Project status: Current


This project examines – and then looks beyond – the complex and often compromised nature of digital technology use in secondary schools. Combining large-scale surveying, in-depth ethnography and participatory design, the project will provide rich insights into how the full potential of digital technology might be realized within Australian schools (ARC Discovery DP140101258, 2014 – 2016).

This project addresses the long-standing ‘problem’ of schools and digital technology. In particular it addresses the question of why digital technologies such as computers, the internet and other recent forms of personalized and portable digital media have failed to lead to substantial change of schools and schooling. Most importantly, the over-arching aim of the project is to investigate the socio-technical adjustments that might be made within schools to facilitate ‘better’ uses of digital technology. The project is therefore distinct in focusing on the ‘state of the actual’ rather than the ‘state of the art’ of educational technology – aiming to develop detailed understandings of the ‘messy’ realities of digital education in situ. With these aims in mind, the project combines elements of the social sciences and design disciplines to actively collaborate with those who work within schools in experimenting and constructing alternatives to current forms of digital technology use. Using an innovative combination of large-scale surveying, in-depth ethnographic study and critical participatory design, the project will therefore develop rich insights into why digital technologies are often not being used to their full potential in schools, and then ask what might be done about it. This research will be of international significance in empirically exploring these issues on a large-scale, comparative basis – providing empirical insights that are of genuine practical significance as well as lasting academic importance.
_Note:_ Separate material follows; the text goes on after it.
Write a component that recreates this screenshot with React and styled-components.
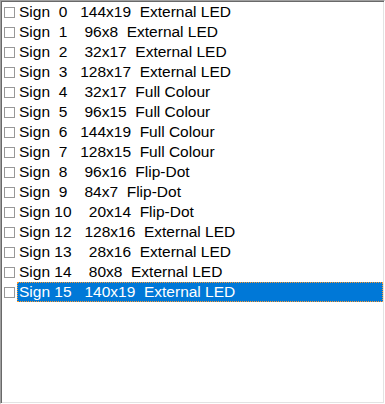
import React from "react";
import styled, { createGlobalStyle } from "styled-components";

const GlobalStyle = createGlobalStyle`
  html, body {
    margin: 0;
    padding: 0;
    background: #fff;
  }
`;

const ListBox = styled.div`
  box-sizing: border-box;
  width: 385px;
  height: 404px;
  background: #fff;
  border: 1px solid;
  border-color: #a0a0a0 #fff #fff #a0a0a0;
  box-shadow: inset 1px 1px 0 #696969, inset -1px -1px 0 #e3e3e3;
  padding: 1px;
  display: flex;
  flex-direction: column;
  font-family: "Liberation Sans", Arial, sans-serif;
  font-size: 15.5px;
  color: #000;
`;

const Row = styled.div`
  display: flex;
  align-items: center;
  height: 20px;
`;

const Check = styled.span`
  box-sizing: border-box;
  width: 11px;
  height: 11px;
  margin-left: 2px;
  margin-right: 2px;
  border: 1px solid #989898;
  background: #fff;
  flex: none;
`;

const Label = styled.span`
  box-sizing: border-box;
  flex: 1;
  height: 20px;
  line-height: 18px;
  padding-left: 1px;
  white-space: pre;
  border: 1px solid transparent;
  ${(p) =>
    p.selected &&
    `
    background: #0078d7;
    color: #fff;
    border: 1px dotted #ff9a2e;
  `}
`;

const signs = [
  [0, "144x19", "External LED"],
  [1, "96x8", "External LED"],
  [2, "32x17", "External LED"],
  [3, "128x17", "External LED"],
  [4, "32x17", "Full Colour"],
  [5, "96x15", "Full Colour"],
  [6, "144x19", "Full Colour"],
  [7, "128x15", "Full Colour"],
  [8, "96x16", "Flip-Dot"],
  [9, "84x7", "Flip-Dot"],
  [10, "20x14", "Flip-Dot"],
  [12, "128x16", "External LED"],
  [13, "28x16", "External LED"],
  [14, "80x8", "External LED"],
  [15, "140x19", "External LED"],
];

// mimics the space-padded strings of the original list
const label = (n, size, type) => {
  const num = n < 10 ? " " + n : String(n);
  const pad = size.split("x")[0].length < 3 ? " " : "";
  return `Sign ${num}   ${pad}${size}  ${type}`;
};

export default function App() {
  return (
    <>
      <GlobalStyle />
      <ListBox>
        {signs.map(([n, size, type]) => (
          <Row key={n}>
            <Check />
            <Label selected={n === 15}>{label(n, size, type)}</Label>
          </Row>
        ))}
      </ListBox>
    </>
  );
}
There are four research questions:

  1. What are students, teachers, administrators and leaders claiming to use digital technology for in schools?
  2. How is this use and non-use patterned?
  3. What are the consequences and outcomes of this (non)use of technology?
  4. How could digital technologies be better configured and designed to support schools and schooling?

 

The project addresses these four research questions through an iterative mixed-methods research design. Firstly, patterns of current uses (and non-uses) of digital technology will be mapped by a large-scale survey of all students, teachers, administrators and leaders within three contrasting schools in Victoria – providing a detailed quantitative data set of how different groups are actually engaging with technology. These data will be supported by detailed in-depth ethnographic studies within the three school sites, providing insights into the changing nature of technology use within different types of institutional setting and triangulating the findings from the self-report survey. The final stage of the project will use these insights to inform an innovative stage of participatory design activities with small groups of students, teachers, administrators and leaders who will be supported in the participatory design of digital processes/practices/products that better ‘fit’ their working lives and needs.